Référence : 2014 CF 4

[TRADUCTION FRANÇAISE CERTIFIÉE RÉVISÉE]

Ottawa (Ontario), le 6 janvier 2014

En présence de monsieur le juge Phelan

 

ENTRE :

LE MINISTRE DE LA CITOYENNETÉ

ET DE L’IMMIGRATION

 

demandeur

et

A25

 

défendeur

 

MOTIFS DU JUGEMENT ET JUGEMENT

I.          INTRODUCTION

[1]               La présente demande s’ajoute à une série de demandes de contrôle judiciaire portant sur des demandes d’asile faites par des passagers arrivés au Canada à bord de l’un des deux navires transportant les demandeurs d’asile tamouls et qui ont accosté à la fin de 2009 et au milieu de 2010. En l’espèce, le défendeur était arrivé à bord du navire Ocean Lady.

 

[2]               Dans certains des cas, le demandeur d’asile avait un historique de problèmes avec les autorités du Sri Lanka avant son arrivée au Canada, parce qu’il avait été identifié comme Tamoul du nord et en raison de son possible lien avec les Tigres de libération de l’Eelam tamoul (les TLET). Cependant, dans la présente affaire, la Section de la protection des réfugiés (la SPR) a conclu que le récit du défendeur, concernant les incidents précédant son arrivée, n’était pas crédible. Par conséquent, le seul fondement de la demande d’asile était que le défendeur serait pris pour cible à son retour au Sri Lanka par les autorités, et ce, seulement en raison du fait qu’il était passager du navire.

 

[3]               La juge Gleason, dans la décision Canada (Ministre de la Citoyenneté et de l’Immigration) c. A068, 2013 CF 1119, a effectué une analyse approfondie, analyse très utile d’ailleurs, des nombreuses décisions concernant des demandes d’asile similaires ainsi que des thèmes centraux abordés dans ces affaires. Je reprends à mon compte son raisonnement et ses conclusions.
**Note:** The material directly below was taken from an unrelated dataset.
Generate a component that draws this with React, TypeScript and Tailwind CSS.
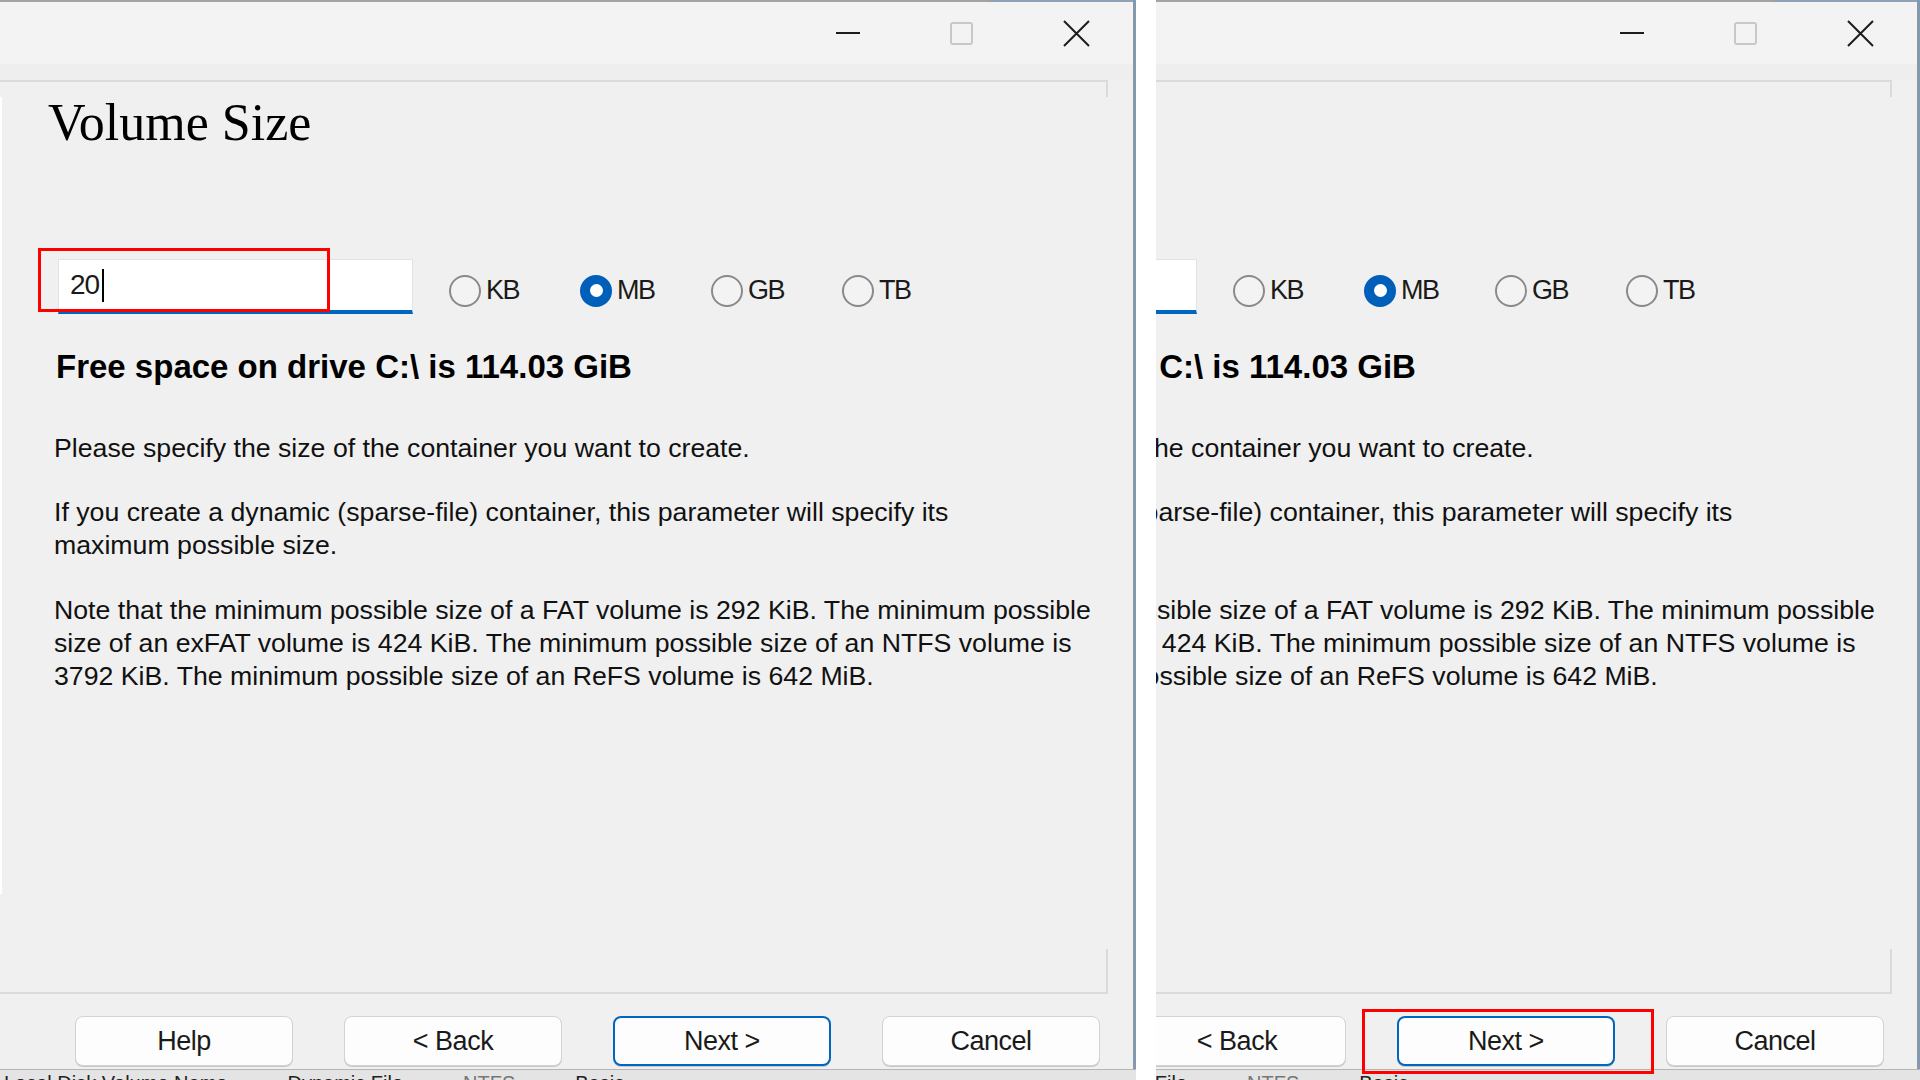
import React from "react";

type Mark = "input" | "next";

const UNITS = [
  { key: "kb", label: "KB", checked: false },
  { key: "mb", label: "MB", checked: true },
  { key: "gb", label: "GB", checked: false },
  { key: "tb", label: "TB", checked: false },
];

const BUTTONS = [
  { key: "help", label: "Help", primary: false },
  { key: "back", label: "< Back", primary: false },
  { key: "next", label: "Next >", primary: true },
  { key: "cancel", label: "Cancel", primary: false },
];

function Radio({ label, checked }: { label: string; checked: boolean }) {
  return (
    <div className="flex w-[131px] shrink-0 items-center gap-[5px]">
      {checked ? (
        <span className="flex h-[32px] w-[32px] items-center justify-center rounded-full bg-[#005fb8]">
          <span className="h-[13px] w-[13px] rounded-full bg-white" />
        </span>
      ) : (
        <span className="h-[32px] w-[32px] rounded-full border-2 border-[#8a8a8a] bg-[#f3f3f3]" />
      )}
      <span className="text-[27px] leading-none tracking-[-1.5px] text-[#1a1a1a]">{label}</span>
    </div>
  );
}

function CaptionButtons() {
  return (
    <div className="flex h-full">
      <div className="flex w-[110px] items-center justify-center">
        <span className="h-[2px] w-[24px] bg-[#1c1c1c]" />
      </div>
      <div className="flex w-[116px] items-center justify-center">
        <span className="h-[23px] w-[23px] rounded-[3px] border-2 border-[#c8c8c8]" />
      </div>
      <div className="flex w-[114px] items-center justify-center">
        <svg width="27" height="27" viewBox="0 0 27 27" fill="none" stroke="#1c1c1c" strokeWidth="2">
          <path d="M1 1 L26 26 M26 1 L1 26" />
        </svg>
      </div>
    </div>
  );
}

function Dialog({ mark }: { mark: Mark }) {
  return (
    <div className="flex h-[1080px] w-[1136px] shrink-0 flex-col bg-[#f0f0f0] font-['Liberation_Sans',Arial,sans-serif] text-black">
      <div className="flex h-[1069px] flex-col border-r-[3px] border-[#8599ad]">
        {/* window top edge */}
        <div className="flex h-[2px] shrink-0">
          <div className="w-[990px] bg-[#a3a3a3]" />
          <div className="flex-1 bg-[#8fa3b6]" />
        </div>

        {/* title bar */}
        <div className="flex h-[62px] shrink-0 justify-end bg-[#f3f3f3]">
          <CaptionButtons />
        </div>
        <div className="h-[16px] shrink-0 bg-[#eeeeee]" />

        {/* page frame */}
        <div className="flex w-[1108px] flex-col">
          <div className="h-[17px] border-t-2 border-r-2 border-[#dadada]" />

          <div className="flex h-[852px]">
            <div className="h-[797px] w-[2px] shrink-0 bg-white" />
            <div className="flex flex-1 flex-col">
              <h1 className="mt-[1px] pl-[46px] font-['Liberation_Serif','Times_New_Roman',serif] text-[52px] leading-[50px] font-normal">
                Volume Size
              </h1>

              <div className="mt-[111px] flex h-[55px] items-center">
                <div className="relative ml-[56px] flex h-[55px] w-[355px] items-center border border-b-[4px] border-[#e2e2e2] border-b-[#0067c0] bg-white pl-[11px]">
                  <span className="text-[28px] leading-none tracking-[-1px] text-[#1a1a1a]">20</span>
                  <span className="ml-[3px] h-[33px] w-[2px] bg-black" />
                  {mark === "input" && (
                    <div className="absolute left-[-21px] top-[-12px] h-[64px] w-[292px] border-[3px] border-[#ff0000]" />
                  )}
                </div>
                <div className="ml-[36px] flex pt-[8px]">
                  {UNITS.map((u) => (
                    <Radio key={u.key} label={u.label} checked={u.checked} />
                  ))}
                </div>
              </div>

              <p className="mt-[33px] pl-[54px] text-[33px] leading-[40px] font-bold whitespace-nowrap">
                Free space on drive C:\ is 114.03 GiB
              </p>

              <div className="mt-[45px] pl-[52px] text-[26.7px] leading-[33px] whitespace-nowrap text-[#111]">
                <p>Please specify the size of the container you want to create.</p>
                <p className="mt-[31px]">
                  If you create a dynamic (sparse-file) container, this parameter will specify its
                  <br />
                  maximum possible size.
                </p>
                <p className="mt-[32px]">
                  Note that the minimum possible size of a FAT volume is 292 KiB. The minimum possible
                  <br />
                  size of an exFAT volume is 424 KiB. The minimum possible size of an NTFS volume is
                  <br />
                  3792 KiB. The minimum possible size of an ReFS volume is 642 MiB.
                </p>
              </div>
            </div>
          </div>

          <div className="h-[45px] border-r-2 border-b-2 border-[#dadada]" />
        </div>

        {/* buttons */}
        <div className="mt-[22px] flex gap-[51px] pl-[75px]">
          {BUTTONS.map((b) => (
            <div key={b.key} className="relative">
              <button
                className={`flex h-[50px] w-[218px] items-center justify-center rounded-[8px] bg-[#fdfdfd] text-[27px] leading-none tracking-[-0.5px] text-[#1a1a1a] shadow-[0_1px_0_#c8c8c8] ${
                  b.primary ? "border-2 border-[#0067c0]" : "border border-[#d3d3d3]"
                }`}
              >
                {b.label}
              </button>
              {b.primary && mark === "next" && (
                <div className="absolute left-[-35px] top-[-7px] h-[65px] w-[292px] border-[3px] border-[#ff0000]" />
              )}
            </div>
          ))}
        </div>
      </div>

      {/* desktop strip under the window */}
      <div className="flex h-[11px] items-start gap-[60px] overflow-hidden border-t border-[#b5b5b5] bg-[#e4e4e4] pl-[4px] text-[20px] leading-[20px] text-[#222]">
        <span className="mt-[3px] whitespace-nowrap">Local Disk Volume Name</span>
        <span className="mt-[3px] whitespace-nowrap">Dynamic File</span>
        <span className="mt-[3px] whitespace-nowrap text-[#777]">NTFS</span>
        <span className="mt-[3px] whitespace-nowrap">Basic</span>
      </div>
    </div>
  );
}

export default function App() {
  return (
    <div className="flex h-[1080px] w-[1920px] overflow-hidden bg-white">
      <Dialog mark="input" />
      <div className="w-[20px] shrink-0 bg-white" />
      <div className="h-[1080px] w-[764px] shrink-0 overflow-hidden">
        <div className="ml-[-372px] w-[1136px]">
          <Dialog mark="next" />
        </div>
      </div>
    </div>
  );
}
Un des éléments centraux est que chaque affaire est un cas d’espèce et que chaque contrôle judiciaire porte sur les conclusions précises tirées par la SPR.

 

II.        LE CONTEXTE

[4]               Le défendeur est un Tamoul citoyen du Sri Lanka. Il a affirmé que, avant de quitter le Sri Lanka, lui et sa famille avaient été harcelés et détenus à maintes reprises par le Parti démocratique populaire de l’Eelam. Il a aussi affirmé qu’il avait été arrêté, interrogé, battu et détenu par la police sri-lankaise. Il a ensuite fui en direction de la Thaïlande, et c’est à partir de ce pays qu’il a voyagé au Canada à bord du navire Ocean Lady.

 

[5]               Le SPR a accueilli la demande d’asile du défendeur, en concluant qu’il « craint avec raison d’être persécuté au Sri Lanka du fait de motifs prévus dans la Convention, à savoir sa nationalité de jeune homme tamoul, et son appartenance à un groupe social, celui des jeunes hommes tamouls qui seraient soupçonnés d’entretenir des liens avec les TLET parce qu’ils se sont rendus au Canada à bord de l’Ocean Lady ».

 

[6]               Cette conclusion principale était étayée par un certain nombre de conclusions de fait :

                     Le défendeur n’était pas crédible en ce qui a trait à sa prétendue persécution alors qu’il était au Sri Lanka, mais il était crédible en ce qui a trait à son passage à bord du navire. Il n’y avait pas de preuve convaincante qui donnait à penser que le défendeur aurait été considéré comme ayant des liens avec les TLET avant son départ.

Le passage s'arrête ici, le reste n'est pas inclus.